House Speaker Mike Johnson drew on a phrase that, once heard, is difficult to forget. He called Harris an “institutional arsonist” — and proceeded to make the case with enough precision to land the label as something more than a talking point.

“It’s a dangerous thing, a dangerous gambit,” Johnson said. “You don’t just blow up the system when you lose.”

He continued: “For the former vice president of the United States and a candidate for president to suggest that you should pack the Supreme Court or destroy these institutions because they lost is I just think outrageous.”

Conservative Rep. Ralph Norman of South Carolina was equally direct: “That’s why we can’t let her become president. People rejected her before; they’ll reject her again.”
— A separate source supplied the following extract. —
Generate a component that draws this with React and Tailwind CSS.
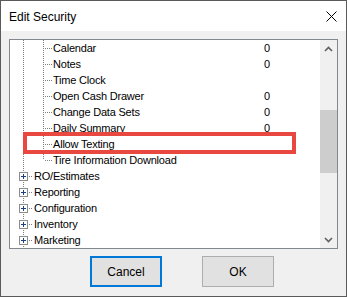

The criticism is warranted on the merits. Court-packing — adding justices to the Supreme Court to produce politically favorable outcomes — is not a democratic reform. It is the political equivalent of moving the goalposts mid-game and declaring victory. Every time a party proposes it, the party out of power knows they can do the same the next time they hold a trifecta. The institutional damage is permanent, and the precedent is irreversible. The Electoral College proposal is similarly consequential: abolishing it would effectively hand presidential elections to the five or six most populous states indefinitely. The smaller states that currently have meaningful voices in presidential elections — including most of the swing states that have determined every recent election — would become afterthoughts in a national popular vote framework.

Democrats Themselves Are Lukewarm

What is notable about Harris’s call is that even some in her own party declined to match her energy. Rep. Jason Crow of Colorado offered a notably measured response that amounted to a polite redirect.

“I think that’s putting the cart before the horse,” Crow told Fox News. “Right now I’m focusing on lowering costs, health care, ending a runaway war that’s costing Americans tens of billions of dollars. Those are the things that my constituents are talking to me about.”

The contrast is instructive. Crow is focused on the kitchen-table issues that the Democratic Party lost ground on in 2024. Harris is focused on restructuring the constitutional framework that produced outcomes she didn’t like. The party that ran on “saving democracy” is now proposing to overhaul the Supreme Court, eliminate the Electoral College, and add two new states to the Senate — not because these changes represent sound governance, but because they would, if implemented, make it harder for Republicans to win.

Republicans, meanwhile, are winning the redistricting battle cleanly. The *Callais* ruling is enabling states from Georgia to South Carolina to Tennessee to redraw maps in ways that could produce a dozen or more additional Republican House seats before November. Harris’s response to that structural disadvantage is to demand that Democrats be given new institutional tools to overcome it. Speaker Johnson’s response is to keep doing what Republicans did to get here: win elections, confirm judges, and build majorities the old-fashioned way.